* begin *

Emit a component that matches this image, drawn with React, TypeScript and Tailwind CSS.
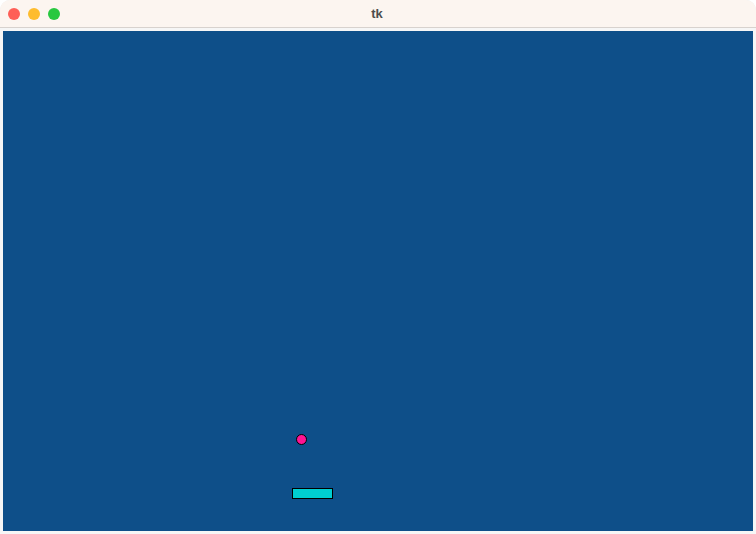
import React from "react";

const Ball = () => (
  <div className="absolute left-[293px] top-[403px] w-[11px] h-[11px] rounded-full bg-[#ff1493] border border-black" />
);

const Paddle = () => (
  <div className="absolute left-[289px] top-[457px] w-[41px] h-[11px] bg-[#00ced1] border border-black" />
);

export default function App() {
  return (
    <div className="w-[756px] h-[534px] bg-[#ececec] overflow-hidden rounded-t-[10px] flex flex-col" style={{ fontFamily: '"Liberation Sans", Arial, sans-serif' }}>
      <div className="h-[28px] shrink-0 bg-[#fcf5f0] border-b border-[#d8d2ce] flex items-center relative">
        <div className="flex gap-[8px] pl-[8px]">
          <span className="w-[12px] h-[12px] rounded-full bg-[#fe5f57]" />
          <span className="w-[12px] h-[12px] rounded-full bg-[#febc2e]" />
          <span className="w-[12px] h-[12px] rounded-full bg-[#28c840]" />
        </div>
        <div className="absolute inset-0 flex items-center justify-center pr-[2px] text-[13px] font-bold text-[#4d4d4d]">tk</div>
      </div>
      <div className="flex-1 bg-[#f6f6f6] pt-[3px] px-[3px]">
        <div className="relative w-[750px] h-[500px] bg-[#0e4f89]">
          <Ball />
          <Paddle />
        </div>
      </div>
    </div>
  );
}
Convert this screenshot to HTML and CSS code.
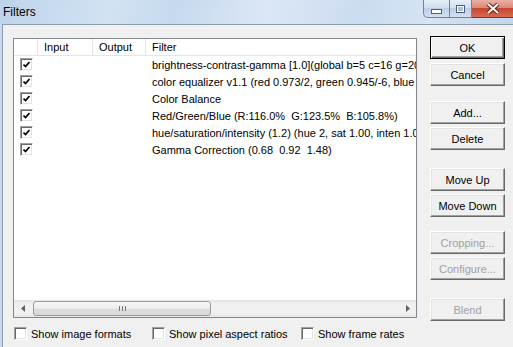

* end *

▶ **Task brief**
Transcribe every line from the records above without alteration, and leave out the images.

▶ **Answer below**
Emit a component that matches this image, drawn with React, TypeScript and Tailwind CSS.
import React from "react";

const Ball = () => (
  <div className="absolute left-[293px] top-[403px] w-[11px] h-[11px] rounded-full bg-[#ff1493] border border-black" />
);

const Paddle = () => (
  <div className="absolute left-[289px] top-[457px] w-[41px] h-[11px] bg-[#00ced1] border border-black" />
);

export default function App() {
  return (
    <div className="w-[756px] h-[534px] bg-[#ececec] overflow-hidden rounded-t-[10px] flex flex-col" style={{ fontFamily: '"Liberation Sans", Arial, sans-serif' }}>
      <div className="h-[28px] shrink-0 bg-[#fcf5f0] border-b border-[#d8d2ce] flex items-center relative">
        <div className="flex gap-[8px] pl-[8px]">
          <span className="w-[12px] h-[12px] rounded-full bg-[#fe5f57]" />
          <span className="w-[12px] h-[12px] rounded-full bg-[#febc2e]" />
          <span className="w-[12px] h-[12px] rounded-full bg-[#28c840]" />
        </div>
        <div className="absolute inset-0 flex items-center justify-center pr-[2px] text-[13px] font-bold text-[#4d4d4d]">tk</div>
      </div>
      <div className="flex-1 bg-[#f6f6f6] pt-[3px] px-[3px]">
        <div className="relative w-[750px] h-[500px] bg-[#0e4f89]">
          <Ball />
          <Paddle />
        </div>
      </div>
    </div>
  );
}
Convert this screenshot to HTML and CSS code.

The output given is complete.